== Given request ==
Write out the material exactly, without any of its pictures.

** start **

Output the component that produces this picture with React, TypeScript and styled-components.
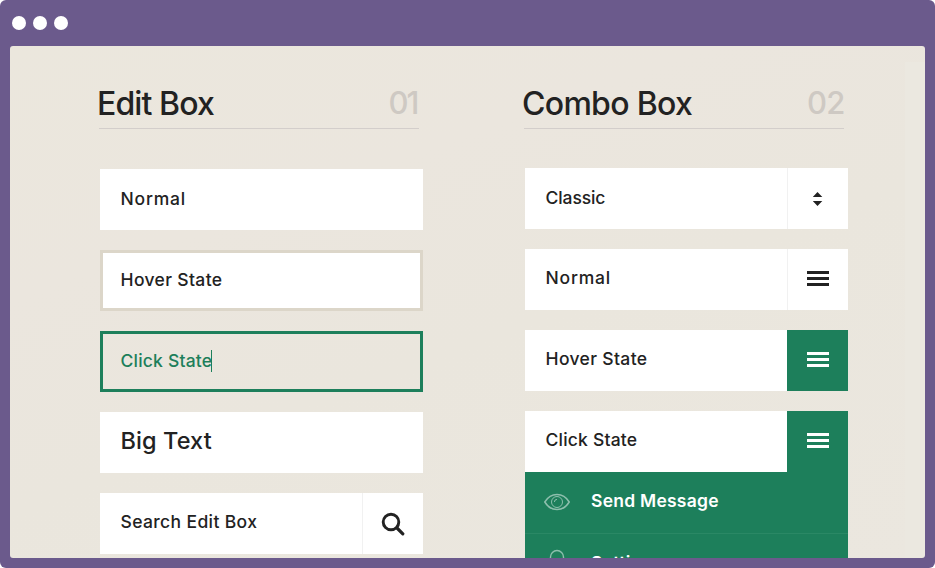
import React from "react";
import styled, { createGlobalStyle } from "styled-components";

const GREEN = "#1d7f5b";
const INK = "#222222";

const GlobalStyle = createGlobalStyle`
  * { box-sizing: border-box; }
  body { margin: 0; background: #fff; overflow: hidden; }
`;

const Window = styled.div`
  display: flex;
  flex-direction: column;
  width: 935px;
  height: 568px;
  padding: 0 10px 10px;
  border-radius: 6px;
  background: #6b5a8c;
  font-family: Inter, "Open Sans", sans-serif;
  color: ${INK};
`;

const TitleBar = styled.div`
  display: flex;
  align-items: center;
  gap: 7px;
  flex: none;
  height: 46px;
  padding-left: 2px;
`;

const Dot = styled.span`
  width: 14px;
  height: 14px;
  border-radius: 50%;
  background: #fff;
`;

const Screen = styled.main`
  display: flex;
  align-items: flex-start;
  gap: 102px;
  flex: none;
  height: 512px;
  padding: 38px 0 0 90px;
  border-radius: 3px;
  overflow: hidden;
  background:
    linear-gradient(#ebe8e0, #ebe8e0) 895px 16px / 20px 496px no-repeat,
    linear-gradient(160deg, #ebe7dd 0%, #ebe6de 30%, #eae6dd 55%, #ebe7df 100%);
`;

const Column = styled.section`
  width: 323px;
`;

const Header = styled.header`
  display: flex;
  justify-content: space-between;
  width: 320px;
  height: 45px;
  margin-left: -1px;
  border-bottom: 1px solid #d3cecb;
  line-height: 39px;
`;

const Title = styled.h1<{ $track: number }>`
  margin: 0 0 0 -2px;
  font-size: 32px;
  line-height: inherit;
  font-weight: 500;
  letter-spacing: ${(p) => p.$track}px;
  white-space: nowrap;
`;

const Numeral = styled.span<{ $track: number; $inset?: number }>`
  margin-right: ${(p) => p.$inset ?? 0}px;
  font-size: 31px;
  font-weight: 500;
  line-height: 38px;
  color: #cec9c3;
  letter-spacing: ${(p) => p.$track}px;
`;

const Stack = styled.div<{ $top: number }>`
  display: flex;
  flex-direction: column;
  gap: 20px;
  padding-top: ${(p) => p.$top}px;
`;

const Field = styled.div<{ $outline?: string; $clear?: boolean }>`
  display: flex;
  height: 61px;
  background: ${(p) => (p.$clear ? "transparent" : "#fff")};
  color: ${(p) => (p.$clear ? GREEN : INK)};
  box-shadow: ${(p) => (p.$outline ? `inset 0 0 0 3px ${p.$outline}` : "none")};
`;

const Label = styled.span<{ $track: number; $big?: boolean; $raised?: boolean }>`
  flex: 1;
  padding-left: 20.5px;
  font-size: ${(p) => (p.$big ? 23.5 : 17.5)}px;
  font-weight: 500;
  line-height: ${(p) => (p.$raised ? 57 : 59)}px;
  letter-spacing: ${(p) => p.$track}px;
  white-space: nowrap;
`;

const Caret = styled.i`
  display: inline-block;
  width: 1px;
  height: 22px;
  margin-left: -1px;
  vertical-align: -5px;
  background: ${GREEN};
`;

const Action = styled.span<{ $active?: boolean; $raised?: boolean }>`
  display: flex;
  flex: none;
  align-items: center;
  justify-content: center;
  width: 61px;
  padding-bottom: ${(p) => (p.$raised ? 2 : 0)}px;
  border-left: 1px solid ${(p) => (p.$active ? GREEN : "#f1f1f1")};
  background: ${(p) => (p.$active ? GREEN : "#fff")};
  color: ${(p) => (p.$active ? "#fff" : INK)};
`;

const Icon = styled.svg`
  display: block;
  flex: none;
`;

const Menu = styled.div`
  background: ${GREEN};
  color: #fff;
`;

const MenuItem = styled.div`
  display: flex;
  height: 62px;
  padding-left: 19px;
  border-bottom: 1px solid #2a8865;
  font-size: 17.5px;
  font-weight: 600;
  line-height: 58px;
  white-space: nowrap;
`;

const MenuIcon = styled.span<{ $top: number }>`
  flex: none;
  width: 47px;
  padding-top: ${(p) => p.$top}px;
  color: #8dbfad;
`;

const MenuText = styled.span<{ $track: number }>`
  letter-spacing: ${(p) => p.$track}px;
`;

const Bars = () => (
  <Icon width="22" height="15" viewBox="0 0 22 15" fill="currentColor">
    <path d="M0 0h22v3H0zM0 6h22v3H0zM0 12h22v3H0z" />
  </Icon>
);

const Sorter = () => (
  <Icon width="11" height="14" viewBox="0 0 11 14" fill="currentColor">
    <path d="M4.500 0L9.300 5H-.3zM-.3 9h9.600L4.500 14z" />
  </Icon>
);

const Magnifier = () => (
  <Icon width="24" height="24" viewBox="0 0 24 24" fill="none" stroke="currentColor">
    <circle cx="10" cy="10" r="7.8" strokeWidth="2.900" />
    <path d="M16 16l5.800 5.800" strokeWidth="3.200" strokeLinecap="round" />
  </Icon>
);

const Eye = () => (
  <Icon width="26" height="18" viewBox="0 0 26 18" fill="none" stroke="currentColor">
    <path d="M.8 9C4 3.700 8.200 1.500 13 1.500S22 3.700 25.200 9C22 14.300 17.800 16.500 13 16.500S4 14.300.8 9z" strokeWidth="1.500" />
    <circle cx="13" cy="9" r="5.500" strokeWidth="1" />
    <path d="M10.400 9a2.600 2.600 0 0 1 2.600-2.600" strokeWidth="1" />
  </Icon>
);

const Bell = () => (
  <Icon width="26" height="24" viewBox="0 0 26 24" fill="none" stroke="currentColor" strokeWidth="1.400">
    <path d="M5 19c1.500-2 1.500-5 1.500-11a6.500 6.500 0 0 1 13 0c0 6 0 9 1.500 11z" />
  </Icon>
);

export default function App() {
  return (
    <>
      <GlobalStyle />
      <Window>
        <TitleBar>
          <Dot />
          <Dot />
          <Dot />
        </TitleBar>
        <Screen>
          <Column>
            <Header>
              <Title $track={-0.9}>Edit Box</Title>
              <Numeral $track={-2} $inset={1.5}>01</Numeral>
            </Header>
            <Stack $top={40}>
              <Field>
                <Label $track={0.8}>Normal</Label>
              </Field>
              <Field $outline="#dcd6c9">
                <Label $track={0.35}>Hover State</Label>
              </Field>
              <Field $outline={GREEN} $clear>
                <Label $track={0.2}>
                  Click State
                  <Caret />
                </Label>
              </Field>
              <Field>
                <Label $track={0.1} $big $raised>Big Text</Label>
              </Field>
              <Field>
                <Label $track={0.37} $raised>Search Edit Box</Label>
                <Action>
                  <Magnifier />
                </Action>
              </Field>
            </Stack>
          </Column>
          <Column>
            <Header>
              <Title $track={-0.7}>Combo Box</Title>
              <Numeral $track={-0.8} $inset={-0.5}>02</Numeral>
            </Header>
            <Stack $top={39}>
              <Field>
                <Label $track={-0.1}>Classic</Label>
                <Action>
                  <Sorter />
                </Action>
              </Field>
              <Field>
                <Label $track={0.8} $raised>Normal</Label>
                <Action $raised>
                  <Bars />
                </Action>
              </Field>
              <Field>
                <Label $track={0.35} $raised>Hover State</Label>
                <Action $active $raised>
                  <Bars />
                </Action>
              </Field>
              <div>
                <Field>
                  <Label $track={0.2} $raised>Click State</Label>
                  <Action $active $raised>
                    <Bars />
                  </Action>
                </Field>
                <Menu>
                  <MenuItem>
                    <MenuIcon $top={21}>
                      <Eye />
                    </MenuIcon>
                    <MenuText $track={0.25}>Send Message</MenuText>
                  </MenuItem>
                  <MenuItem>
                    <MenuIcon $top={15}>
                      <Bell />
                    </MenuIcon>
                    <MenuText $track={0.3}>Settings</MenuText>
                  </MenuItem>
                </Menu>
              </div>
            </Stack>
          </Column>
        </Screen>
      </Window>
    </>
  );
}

** end **

== Written answer ==
Output the component that produces this picture with React, TypeScript and styled-components.
import React from "react";
import styled, { createGlobalStyle } from "styled-components";

const GREEN = "#1d7f5b";
const INK = "#222222";

const GlobalStyle = createGlobalStyle`
  * { box-sizing: border-box; }
  body { margin: 0; background: #fff; overflow: hidden; }
`;

const Window = styled.div`
  display: flex;
  flex-direction: column;
  width: 935px;
  height: 568px;
  padding: 0 10px 10px;
  border-radius: 6px;
  background: #6b5a8c;
  font-family: Inter, "Open Sans", sans-serif;
  color: ${INK};
`;

const TitleBar = styled.div`
  display: flex;
  align-items: center;
  gap: 7px;
  flex: none;
  height: 46px;
  padding-left: 2px;
`;

const Dot = styled.span`
  width: 14px;
  height: 14px;
  border-radius: 50%;
  background: #fff;
`;

const Screen = styled.main`
  display: flex;
  align-items: flex-start;
  gap: 102px;
  flex: none;
  height: 512px;
  padding: 38px 0 0 90px;
  border-radius: 3px;
  overflow: hidden;
  background:
    linear-gradient(#ebe8e0, #ebe8e0) 895px 16px / 20px 496px no-repeat,
    linear-gradient(160deg, #ebe7dd 0%, #ebe6de 30%, #eae6dd 55%, #ebe7df 100%);
`;

const Column = styled.section`
  width: 323px;
`;

const Header = styled.header`
  display: flex;
  justify-content: space-between;
  width: 320px;
  height: 45px;
  margin-left: -1px;
  border-bottom: 1px solid #d3cecb;
  line-height: 39px;
`;

const Title = styled.h1<{ $track: number }>`
  margin: 0 0 0 -2px;
  font-size: 32px;
  line-height: inherit;
  font-weight: 500;
  letter-spacing: ${(p) => p.$track}px;
  white-space: nowrap;
`;

const Numeral = styled.span<{ $track: number; $inset?: number }>`
  margin-right: ${(p) => p.$inset ?? 0}px;
  font-size: 31px;
  font-weight: 500;
  line-height: 38px;
  color: #cec9c3;
  letter-spacing: ${(p) => p.$track}px;
`;

const Stack = styled.div<{ $top: number }>`
  display: flex;
  flex-direction: column;
  gap: 20px;
  padding-top: ${(p) => p.$top}px;
`;

const Field = styled.div<{ $outline?: string; $clear?: boolean }>`
  display: flex;
  height: 61px;
  background: ${(p) => (p.$clear ? "transparent" : "#fff")};
  color: ${(p) => (p.$clear ? GREEN : INK)};
  box-shadow: ${(p) => (p.$outline ? `inset 0 0 0 3px ${p.$outline}` : "none")};
`;

const Label = styled.span<{ $track: number; $big?: boolean; $raised?: boolean }>`
  flex: 1;
  padding-left: 20.5px;
  font-size: ${(p) => (p.$big ? 23.5 : 17.5)}px;
  font-weight: 500;
  line-height: ${(p) => (p.$raised ? 57 : 59)}px;
  letter-spacing: ${(p) => p.$track}px;
  white-space: nowrap;
`;

const Caret = styled.i`
  display: inline-block;
  width: 1px;
  height: 22px;
  margin-left: -1px;
  vertical-align: -5px;
  background: ${GREEN};
`;

const Action = styled.span<{ $active?: boolean; $raised?: boolean }>`
  display: flex;
  flex: none;
  align-items: center;
  justify-content: center;
  width: 61px;
  padding-bottom: ${(p) => (p.$raised ? 2 : 0)}px;
  border-left: 1px solid ${(p) => (p.$active ? GREEN : "#f1f1f1")};
  background: ${(p) => (p.$active ? GREEN : "#fff")};
  color: ${(p) => (p.$active ? "#fff" : INK)};
`;

const Icon = styled.svg`
  display: block;
  flex: none;
`;

const Menu = styled.div`
  background: ${GREEN};
  color: #fff;
`;

const MenuItem = styled.div`
  display: flex;
  height: 62px;
  padding-left: 19px;
  border-bottom: 1px solid #2a8865;
  font-size: 17.5px;
  font-weight: 600;
  line-height: 58px;
  white-space: nowrap;
`;

const MenuIcon = styled.span<{ $top: number }>`
  flex: none;
  width: 47px;
  padding-top: ${(p) => p.$top}px;
  color: #8dbfad;
`;

const MenuText = styled.span<{ $track: number }>`
  letter-spacing: ${(p) => p.$track}px;
`;

const Bars = () => (
  <Icon width="22" height="15" viewBox="0 0 22 15" fill="currentColor">
    <path d="M0 0h22v3H0zM0 6h22v3H0zM0 12h22v3H0z" />
  </Icon>
);

const Sorter = () => (
  <Icon width="11" height="14" viewBox="0 0 11 14" fill="currentColor">
    <path d="M4.500 0L9.300 5H-.3zM-.3 9h9.600L4.500 14z" />
  </Icon>
);

const Magnifier = () => (
  <Icon width="24" height="24" viewBox="0 0 24 24" fill="none" stroke="currentColor">
    <circle cx="10" cy="10" r="7.8" strokeWidth="2.900" />
    <path d="M16 16l5.800 5.800" strokeWidth="3.200" strokeLinecap="round" />
  </Icon>
);

const Eye = () => (
  <Icon width="26" height="18" viewBox="0 0 26 18" fill="none" stroke="currentColor">
    <path d="M.8 9C4 3.700 8.200 1.500 13 1.500S22 3.700 25.200 9C22 14.300 17.800 16.500 13 16.500S4 14.300.8 9z" strokeWidth="1.500" />
    <circle cx="13" cy="9" r="5.500" strokeWidth="1" />
    <path d="M10.400 9a2.600 2.600 0 0 1 2.600-2.600" strokeWidth="1" />
  </Icon>
);

const Bell = () => (
  <Icon width="26" height="24" viewBox="0 0 26 24" fill="none" stroke="currentColor" strokeWidth="1.400">
    <path d="M5 19c1.500-2 1.500-5 1.500-11a6.500 6.500 0 0 1 13 0c0 6 0 9 1.500 11z" />
  </Icon>
);

export default function App() {
  return (
    <>
      <GlobalStyle />
      <Window>
        <TitleBar>
          <Dot />
          <Dot />
          <Dot />
        </TitleBar>
        <Screen>
          <Column>
            <Header>
              <Title $track={-0.9}>Edit Box</Title>
              <Numeral $track={-2} $inset={1.5}>01</Numeral>
            </Header>
            <Stack $top={40}>
              <Field>
                <Label $track={0.8}>Normal</Label>
              </Field>
              <Field $outline="#dcd6c9">
                <Label $track={0.35}>Hover State</Label>
              </Field>
              <Field $outline={GREEN} $clear>
                <Label $track={0.2}>
                  Click State
                  <Caret />
                </Label>
              </Field>
              <Field>
                <Label $track={0.1} $big $raised>Big Text</Label>
              </Field>
              <Field>
                <Label $track={0.37} $raised>Search Edit Box</Label>
                <Action>
                  <Magnifier />
                </Action>
              </Field>
            </Stack>
          </Column>
          <Column>
            <Header>
              <Title $track={-0.7}>Combo Box</Title>
              <Numeral $track={-0.8} $inset={-0.5}>02</Numeral>
            </Header>
            <Stack $top={39}>
              <Field>
                <Label $track={-0.1}>Classic</Label>
                <Action>
                  <Sorter />
                </Action>
              </Field>
              <Field>
                <Label $track={0.8} $raised>Normal</Label>
                <Action $raised>
                  <Bars />
                </Action>
              </Field>
              <Field>
                <Label $track={0.35} $raised>Hover State</Label>
                <Action $active $raised>
                  <Bars />
                </Action>
              </Field>
              <div>
                <Field>
                  <Label $track={0.2} $raised>Click State</Label>
                  <Action $active $raised>
                    <Bars />
                  </Action>
                </Field>
                <Menu>
                  <MenuItem>
                    <MenuIcon $top={21}>
                      <Eye />
                    </MenuIcon>
                    <MenuText $track={0.25}>Send Message</MenuText>
                  </MenuItem>
                  <MenuItem>
                    <MenuIcon $top={15}>
                      <Bell />
                    </MenuIcon>
                    <MenuText $track={0.3}>Settings</MenuText>
                  </MenuItem>
                </Menu>
              </div>
            </Stack>
          </Column>
        </Screen>
      </Window>
    </>
  );
}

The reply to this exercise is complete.